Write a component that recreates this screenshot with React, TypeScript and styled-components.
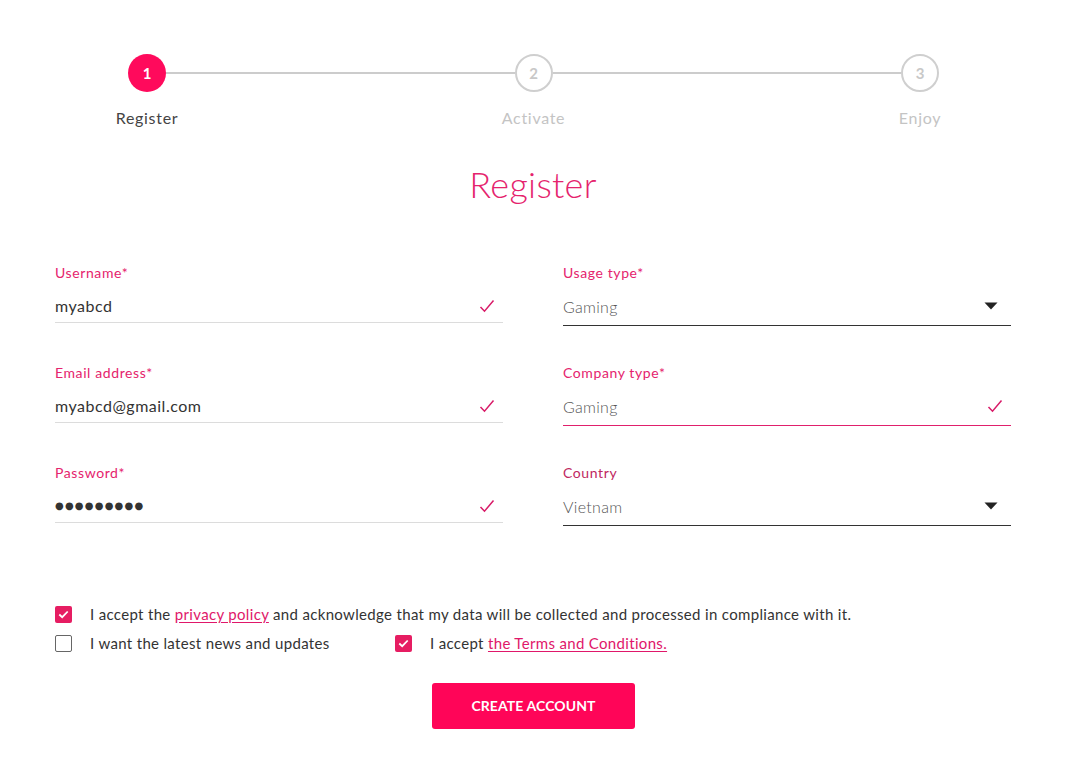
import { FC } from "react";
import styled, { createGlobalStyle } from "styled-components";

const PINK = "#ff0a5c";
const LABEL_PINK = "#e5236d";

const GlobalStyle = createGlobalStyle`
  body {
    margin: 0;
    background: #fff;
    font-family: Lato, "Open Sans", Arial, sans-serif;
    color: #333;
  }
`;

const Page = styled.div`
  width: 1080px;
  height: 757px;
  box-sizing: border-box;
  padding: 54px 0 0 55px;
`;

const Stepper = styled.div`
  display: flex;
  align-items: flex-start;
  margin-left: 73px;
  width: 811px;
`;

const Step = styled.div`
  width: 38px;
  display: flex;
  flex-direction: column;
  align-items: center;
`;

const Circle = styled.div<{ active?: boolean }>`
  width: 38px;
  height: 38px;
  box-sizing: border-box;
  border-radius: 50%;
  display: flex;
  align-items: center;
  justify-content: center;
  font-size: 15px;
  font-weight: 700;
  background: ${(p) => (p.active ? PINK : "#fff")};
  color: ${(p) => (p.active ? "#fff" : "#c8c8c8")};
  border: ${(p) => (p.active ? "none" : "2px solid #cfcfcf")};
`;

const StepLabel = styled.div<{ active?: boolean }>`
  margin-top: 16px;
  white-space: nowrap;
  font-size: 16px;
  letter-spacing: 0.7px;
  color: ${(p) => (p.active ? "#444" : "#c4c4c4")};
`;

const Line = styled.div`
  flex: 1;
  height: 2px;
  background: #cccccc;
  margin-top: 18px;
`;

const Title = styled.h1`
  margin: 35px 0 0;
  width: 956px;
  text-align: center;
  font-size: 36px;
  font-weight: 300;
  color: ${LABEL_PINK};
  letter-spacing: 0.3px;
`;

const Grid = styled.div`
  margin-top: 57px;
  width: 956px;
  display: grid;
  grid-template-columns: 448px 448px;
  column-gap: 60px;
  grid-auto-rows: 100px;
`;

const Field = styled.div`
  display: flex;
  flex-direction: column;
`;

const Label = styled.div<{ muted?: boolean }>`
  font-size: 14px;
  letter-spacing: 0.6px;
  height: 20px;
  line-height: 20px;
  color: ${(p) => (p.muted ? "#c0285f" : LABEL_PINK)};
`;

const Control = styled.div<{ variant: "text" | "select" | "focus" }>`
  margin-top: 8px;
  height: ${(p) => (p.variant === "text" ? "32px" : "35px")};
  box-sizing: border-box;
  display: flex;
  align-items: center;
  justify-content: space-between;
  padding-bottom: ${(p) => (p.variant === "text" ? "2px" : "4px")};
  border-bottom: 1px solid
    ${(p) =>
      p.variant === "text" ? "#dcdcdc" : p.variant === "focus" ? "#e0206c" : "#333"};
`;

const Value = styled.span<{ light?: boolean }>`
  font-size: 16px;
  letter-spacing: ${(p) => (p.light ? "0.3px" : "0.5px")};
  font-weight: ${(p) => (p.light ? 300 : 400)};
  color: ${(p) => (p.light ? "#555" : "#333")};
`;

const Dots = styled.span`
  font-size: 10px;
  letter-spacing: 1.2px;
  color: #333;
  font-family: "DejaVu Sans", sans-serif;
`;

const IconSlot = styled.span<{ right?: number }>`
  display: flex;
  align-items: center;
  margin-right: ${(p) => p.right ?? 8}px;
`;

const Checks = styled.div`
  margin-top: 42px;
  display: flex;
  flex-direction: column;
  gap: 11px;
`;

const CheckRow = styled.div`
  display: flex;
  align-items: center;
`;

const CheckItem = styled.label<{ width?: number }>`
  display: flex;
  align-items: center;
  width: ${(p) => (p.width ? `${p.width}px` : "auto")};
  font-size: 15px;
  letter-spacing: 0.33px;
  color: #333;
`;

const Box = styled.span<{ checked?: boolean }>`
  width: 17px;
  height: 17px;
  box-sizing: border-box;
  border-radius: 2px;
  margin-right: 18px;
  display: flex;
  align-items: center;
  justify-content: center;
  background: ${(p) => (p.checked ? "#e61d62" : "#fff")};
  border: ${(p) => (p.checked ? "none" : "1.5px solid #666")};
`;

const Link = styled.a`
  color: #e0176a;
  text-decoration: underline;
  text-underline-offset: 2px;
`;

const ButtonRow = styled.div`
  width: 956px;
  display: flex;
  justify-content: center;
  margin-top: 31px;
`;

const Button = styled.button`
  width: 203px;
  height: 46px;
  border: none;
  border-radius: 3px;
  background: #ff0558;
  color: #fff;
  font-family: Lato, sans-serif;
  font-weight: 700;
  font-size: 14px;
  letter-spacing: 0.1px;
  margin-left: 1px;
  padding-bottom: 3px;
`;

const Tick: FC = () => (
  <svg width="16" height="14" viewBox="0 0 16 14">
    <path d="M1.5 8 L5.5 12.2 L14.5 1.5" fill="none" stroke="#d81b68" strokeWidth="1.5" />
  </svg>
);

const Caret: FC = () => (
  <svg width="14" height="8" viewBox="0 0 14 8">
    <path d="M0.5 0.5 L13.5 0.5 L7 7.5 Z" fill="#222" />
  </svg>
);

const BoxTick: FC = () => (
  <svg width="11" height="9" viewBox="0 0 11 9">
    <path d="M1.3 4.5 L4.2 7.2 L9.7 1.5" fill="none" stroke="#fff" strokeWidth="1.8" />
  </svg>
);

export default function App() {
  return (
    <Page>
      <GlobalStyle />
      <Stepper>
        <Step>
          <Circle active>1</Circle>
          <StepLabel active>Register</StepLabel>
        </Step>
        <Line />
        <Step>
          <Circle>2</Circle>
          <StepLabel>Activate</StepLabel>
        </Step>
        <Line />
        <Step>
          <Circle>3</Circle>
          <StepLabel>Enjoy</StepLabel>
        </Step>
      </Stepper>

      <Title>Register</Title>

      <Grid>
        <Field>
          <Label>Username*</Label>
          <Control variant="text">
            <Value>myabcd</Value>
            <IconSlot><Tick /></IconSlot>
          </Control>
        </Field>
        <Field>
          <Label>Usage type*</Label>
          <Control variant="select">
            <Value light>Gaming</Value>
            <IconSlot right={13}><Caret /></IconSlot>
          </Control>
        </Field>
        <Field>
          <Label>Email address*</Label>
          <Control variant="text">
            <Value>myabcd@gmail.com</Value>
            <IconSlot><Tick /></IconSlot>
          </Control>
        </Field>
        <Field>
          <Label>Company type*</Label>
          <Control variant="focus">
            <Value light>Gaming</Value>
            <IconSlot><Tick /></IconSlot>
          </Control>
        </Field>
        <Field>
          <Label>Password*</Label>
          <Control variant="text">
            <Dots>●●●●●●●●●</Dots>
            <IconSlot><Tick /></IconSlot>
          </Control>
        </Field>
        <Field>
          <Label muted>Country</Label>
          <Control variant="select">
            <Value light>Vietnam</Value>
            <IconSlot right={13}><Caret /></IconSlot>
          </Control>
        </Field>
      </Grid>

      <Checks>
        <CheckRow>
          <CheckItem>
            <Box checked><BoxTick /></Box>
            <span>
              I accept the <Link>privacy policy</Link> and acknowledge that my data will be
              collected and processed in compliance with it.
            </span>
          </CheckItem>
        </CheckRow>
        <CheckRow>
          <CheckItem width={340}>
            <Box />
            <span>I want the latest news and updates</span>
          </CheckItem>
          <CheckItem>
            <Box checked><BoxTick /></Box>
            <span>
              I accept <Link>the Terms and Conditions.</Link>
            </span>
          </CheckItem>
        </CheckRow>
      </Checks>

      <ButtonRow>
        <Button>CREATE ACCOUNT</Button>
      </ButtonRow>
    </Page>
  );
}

....

Exercise objective ▸ Retype each line of the listing above word for word. Exclude the pictures.

The solution ▸
Write a component that recreates this screenshot with React, TypeScript and styled-components.
import { FC } from "react";
import styled, { createGlobalStyle } from "styled-components";

const PINK = "#ff0a5c";
const LABEL_PINK = "#e5236d";

const GlobalStyle = createGlobalStyle`
  body {
    margin: 0;
    background: #fff;
    font-family: Lato, "Open Sans", Arial, sans-serif;
    color: #333;
  }
`;

const Page = styled.div`
  width: 1080px;
  height: 757px;
  box-sizing: border-box;
  padding: 54px 0 0 55px;
`;

const Stepper = styled.div`
  display: flex;
  align-items: flex-start;
  margin-left: 73px;
  width: 811px;
`;

const Step = styled.div`
  width: 38px;
  display: flex;
  flex-direction: column;
  align-items: center;
`;

const Circle = styled.div<{ active?: boolean }>`
  width: 38px;
  height: 38px;
  box-sizing: border-box;
  border-radius: 50%;
  display: flex;
  align-items: center;
  justify-content: center;
  font-size: 15px;
  font-weight: 700;
  background: ${(p) => (p.active ? PINK : "#fff")};
  color: ${(p) => (p.active ? "#fff" : "#c8c8c8")};
  border: ${(p) => (p.active ? "none" : "2px solid #cfcfcf")};
`;

const StepLabel = styled.div<{ active?: boolean }>`
  margin-top: 16px;
  white-space: nowrap;
  font-size: 16px;
  letter-spacing: 0.7px;
  color: ${(p) => (p.active ? "#444" : "#c4c4c4")};
`;

const Line = styled.div`
  flex: 1;
  height: 2px;
  background: #cccccc;
  margin-top: 18px;
`;

const Title = styled.h1`
  margin: 35px 0 0;
  width: 956px;
  text-align: center;
  font-size: 36px;
  font-weight: 300;
  color: ${LABEL_PINK};
  letter-spacing: 0.3px;
`;

const Grid = styled.div`
  margin-top: 57px;
  width: 956px;
  display: grid;
  grid-template-columns: 448px 448px;
  column-gap: 60px;
  grid-auto-rows: 100px;
`;

const Field = styled.div`
  display: flex;
  flex-direction: column;
`;

const Label = styled.div<{ muted?: boolean }>`
  font-size: 14px;
  letter-spacing: 0.6px;
  height: 20px;
  line-height: 20px;
  color: ${(p) => (p.muted ? "#c0285f" : LABEL_PINK)};
`;

const Control = styled.div<{ variant: "text" | "select" | "focus" }>`
  margin-top: 8px;
  height: ${(p) => (p.variant === "text" ? "32px" : "35px")};
  box-sizing: border-box;
  display: flex;
  align-items: center;
  justify-content: space-between;
  padding-bottom: ${(p) => (p.variant === "text" ? "2px" : "4px")};
  border-bottom: 1px solid
    ${(p) =>
      p.variant === "text" ? "#dcdcdc" : p.variant === "focus" ? "#e0206c" : "#333"};
`;

const Value = styled.span<{ light?: boolean }>`
  font-size: 16px;
  letter-spacing: ${(p) => (p.light ? "0.3px" : "0.5px")};
  font-weight: ${(p) => (p.light ? 300 : 400)};
  color: ${(p) => (p.light ? "#555" : "#333")};
`;

const Dots = styled.span`
  font-size: 10px;
  letter-spacing: 1.2px;
  color: #333;
  font-family: "DejaVu Sans", sans-serif;
`;

const IconSlot = styled.span<{ right?: number }>`
  display: flex;
  align-items: center;
  margin-right: ${(p) => p.right ?? 8}px;
`;

const Checks = styled.div`
  margin-top: 42px;
  display: flex;
  flex-direction: column;
  gap: 11px;
`;

const CheckRow = styled.div`
  display: flex;
  align-items: center;
`;

const CheckItem = styled.label<{ width?: number }>`
  display: flex;
  align-items: center;
  width: ${(p) => (p.width ? `${p.width}px` : "auto")};
  font-size: 15px;
  letter-spacing: 0.33px;
  color: #333;
`;

const Box = styled.span<{ checked?: boolean }>`
  width: 17px;
  height: 17px;
  box-sizing: border-box;
  border-radius: 2px;
  margin-right: 18px;
  display: flex;
  align-items: center;
  justify-content: center;
  background: ${(p) => (p.checked ? "#e61d62" : "#fff")};
  border: ${(p) => (p.checked ? "none" : "1.5px solid #666")};
`;

const Link = styled.a`
  color: #e0176a;
  text-decoration: underline;
  text-underline-offset: 2px;
`;

const ButtonRow = styled.div`
  width: 956px;
  display: flex;
  justify-content: center;
  margin-top: 31px;
`;

const Button = styled.button`
  width: 203px;
  height: 46px;
  border: none;
  border-radius: 3px;
  background: #ff0558;
  color: #fff;
  font-family: Lato, sans-serif;
  font-weight: 700;
  font-size: 14px;
  letter-spacing: 0.1px;
  margin-left: 1px;
  padding-bottom: 3px;
`;

const Tick: FC = () => (
  <svg width="16" height="14" viewBox="0 0 16 14">
    <path d="M1.5 8 L5.5 12.2 L14.5 1.5" fill="none" stroke="#d81b68" strokeWidth="1.5" />
  </svg>
);

const Caret: FC = () => (
  <svg width="14" height="8" viewBox="0 0 14 8">
    <path d="M0.5 0.5 L13.5 0.5 L7 7.5 Z" fill="#222" />
  </svg>
);

const BoxTick: FC = () => (
  <svg width="11" height="9" viewBox="0 0 11 9">
    <path d="M1.3 4.5 L4.2 7.2 L9.7 1.5" fill="none" stroke="#fff" strokeWidth="1.8" />
  </svg>
);

export default function App() {
  return (
    <Page>
      <GlobalStyle />
      <Stepper>
        <Step>
          <Circle active>1</Circle>
          <StepLabel active>Register</StepLabel>
        </Step>
        <Line />
        <Step>
          <Circle>2</Circle>
          <StepLabel>Activate</StepLabel>
        </Step>
        <Line />
        <Step>
          <Circle>3</Circle>
          <StepLabel>Enjoy</StepLabel>
        </Step>
      </Stepper>

      <Title>Register</Title>

      <Grid>
        <Field>
          <Label>Username*</Label>
          <Control variant="text">
            <Value>myabcd</Value>
            <IconSlot><Tick /></IconSlot>
          </Control>
        </Field>
        <Field>
          <Label>Usage type*</Label>
          <Control variant="select">
            <Value light>Gaming</Value>
            <IconSlot right={13}><Caret /></IconSlot>
          </Control>
        </Field>
        <Field>
          <Label>Email address*</Label>
          <Control variant="text">
            <Value>myabcd@gmail.com</Value>
            <IconSlot><Tick /></IconSlot>
          </Control>
        </Field>
        <Field>
          <Label>Company type*</Label>
          <Control variant="focus">
            <Value light>Gaming</Value>
            <IconSlot><Tick /></IconSlot>
          </Control>
        </Field>
        <Field>
          <Label>Password*</Label>
          <Control variant="text">
            <Dots>●●●●●●●●●</Dots>
            <IconSlot><Tick /></IconSlot>
          </Control>
        </Field>
        <Field>
          <Label muted>Country</Label>
          <Control variant="select">
            <Value light>Vietnam</Value>
            <IconSlot right={13}><Caret /></IconSlot>
          </Control>
        </Field>
      </Grid>

      <Checks>
        <CheckRow>
          <CheckItem>
            <Box checked><BoxTick /></Box>
            <span>
              I accept the <Link>privacy policy</Link> and acknowledge that my data will be
              collected and processed in compliance with it.
            </span>
          </CheckItem>
        </CheckRow>
        <CheckRow>
          <CheckItem width={340}>
            <Box />
            <span>I want the latest news and updates</span>
          </CheckItem>
          <CheckItem>
            <Box checked><BoxTick /></Box>
            <span>
              I accept <Link>the Terms and Conditions.</Link>
            </span>
          </CheckItem>
        </CheckRow>
      </Checks>

      <ButtonRow>
        <Button>CREATE ACCOUNT</Button>
      </ButtonRow>
    </Page>
  );
}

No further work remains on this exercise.